BBH declined to comment for this article, but in a statement announcing the launch of infoNAV the bank touted the merits of the platform. InfoNAV enables a fund manager’s middle office and treasury teams to monitor a fund administrator’s creation of an NAV and to calculate a secondary or informational NAV if necessary. “InfoNAV also allows asset managers to compare the secondary NAV to the administrator’s NAV highlighting specific variations that may require review or risk mitigation,” says the statement.
Following One’s Shadow
Why not use a shadow accounting firm to create a backup NAV? Shadow accounting can also be expensive, agree Hodge and O’Driscoll. It involves replicating all aspects of the fund accounting process which is overkill for fund managers wanting only backup NAVs. Linedata Gravitas, a subsidiary of Linedata created last year through Linedata’s acquisition of Gravitas, offers shadow accounting to hedge funds and mutual fund complexes.

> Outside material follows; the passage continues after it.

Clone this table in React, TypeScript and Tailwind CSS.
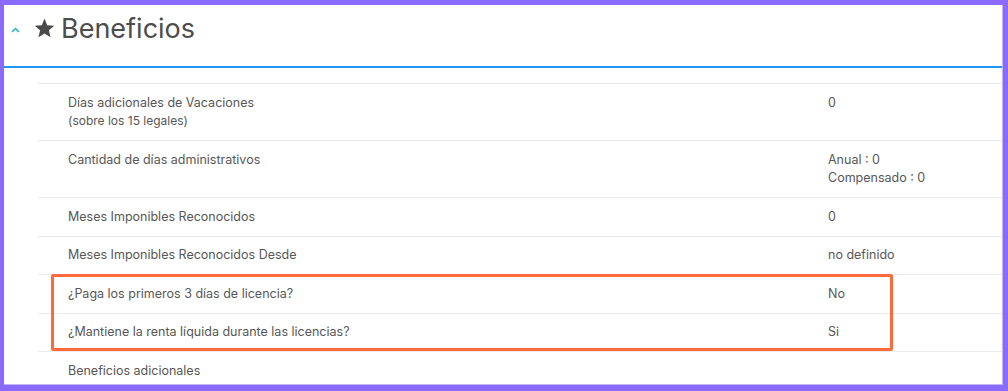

Shankar Iyer, chief executive of Viteos Fund Services, a Somerset, New Jersey-headquartered firm offering shadow accounting for hedge fund managers, insists that shadow accounting is well worth the extra cost. “The fund manager can produce an investment book of record (IBOR) which includes far more data than is likely held by the fund administrator,” he explains. Having an accurate view of positions and investable cash as well as any intra-day changes to a portfolio due to trading activities, corporate actions, and collateral management requirements can help fund managers make more informed front and middle office decisions, affecting cash, counterparty and expense management.
Although only hedge fund managers have embraced shadow accounting services so far, Iyer predicts that mutual fund managers will soon follow suit. Rather than relying strictly on licensed IBOR platforms, traditional fund managers will also turn to third-party players, he suggests.
Fund operations managers can always build their own IBOR using licensed platforms, but relying on a third-party allows them to scale more quickly and reduces the possibility of an inflated NAV, says Iyer, whose firm is expanding into the mutual fund arena.